§ **INSTRUCTION**:
Work out how many lines of the data hold the string "components", and reply with that number alone.

§ **MATERIAL PROVIDED**:
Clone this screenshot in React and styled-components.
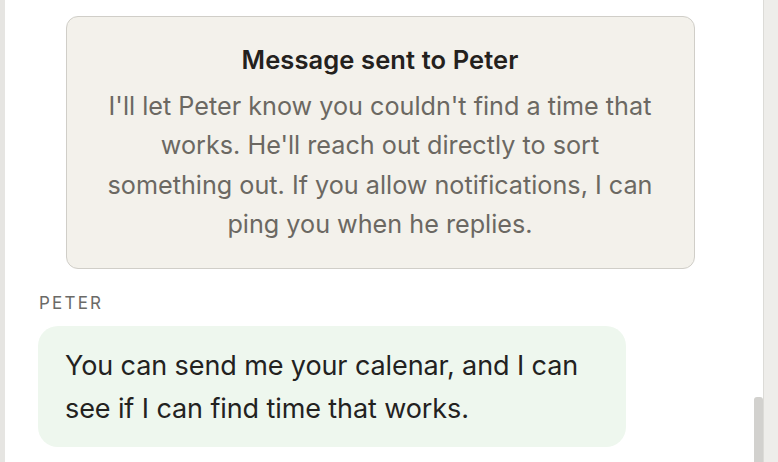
import styled, { createGlobalStyle } from "styled-components";

const GlobalStyle = createGlobalStyle`
    html, body {
        margin: 0;
        padding: 0;
        background: #ffffff;
    }
    #root {
        height: 462px;
    }
`;

const Page = styled.div`
    display: flex;
    height: 462px;
    width: 778px;
    overflow: hidden;
    font-family: "Inter", "Noto Sans", sans-serif;
`;

const LeftRail = styled.div`
    width: 5px;
    flex-shrink: 0;
    background: #e6e5e2;
`;

const ChatColumn = styled.div`
    position: relative;
    flex: 1;
    background: #ffffff;
    border-right: 1px solid #dcdbd7;
`;

const ChatScroll = styled.div`
    display: flex;
    flex-direction: column;
    padding: 16px 39px 0 33px;
`;

const SideRail = styled.div`
    width: 14px;
    flex-shrink: 0;
    background: #eeedea;
`;

const ScrollThumb = styled.div`
    position: absolute;
    right: 0;
    top: 397px;
    bottom: 0;
    width: 9px;
    background: #d2d1ce;
    border-radius: 3px 3px 0 0;
`;

const NoticeCard = styled.div`
    align-self: center;
    box-sizing: border-box;
    width: 629px;
    margin-left: -2px;
    height: 253px;
    padding: 25px 36px 0;
    background: #f3f1eb;
    border: 1.5px solid #d0cec8;
    border-radius: 12px;
    text-align: center;
`;

const NoticeTitle = styled.h3`
    margin: 0 0 9px;
    font-size: 25.5px;
    font-weight: 600;
    line-height: 36px;
    color: #24211d;
    letter-spacing: 0.1px;
`;

const NoticeText = styled.p`
    margin: 0;
    font-size: 25.2px;
    line-height: 39.3px;
    color: #6b6862;
    letter-spacing: 0;
`;

const SenderLabel = styled.div`
    margin: 23px 0 12px 1px;
    font-size: 17px;
    letter-spacing: 2.2px;
    line-height: 22px;
    color: #6b6a67;
`;

const Bubble = styled.div`
    box-sizing: border-box;
    width: 588px;
    padding: 18px 20px 17px 27px;
    background: ${(p) => p.$tint};
    border-radius: 20px;
    font-size: 27px;
    line-height: 43px;
    color: #23221f;
    letter-spacing: -0.1px;
`;

export default function App() {
    return (
        <>
            <GlobalStyle />
            <Page>
                <LeftRail />
                <ChatColumn>
                    <ChatScroll>
                        <NoticeCard>
                            <NoticeTitle>Message sent to Peter</NoticeTitle>
                            <NoticeText>
                                I'll let Peter know you couldn't find a time that works. He'll reach out directly to sort something out. If you allow notifications, I can ping you when he replies.
                            </NoticeText>
                        </NoticeCard>
                        <SenderLabel>PETER</SenderLabel>
                        <Bubble $tint="#eef7ee">
                            You can send me your calenar, and I can see if I can find time that works.
                        </Bubble>
                    </ChatScroll>
                    <ScrollThumb />
                </ChatColumn>
                <SideRail />
            </Page>
        </>
    );
}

§ **TASK RESPONSE**:
2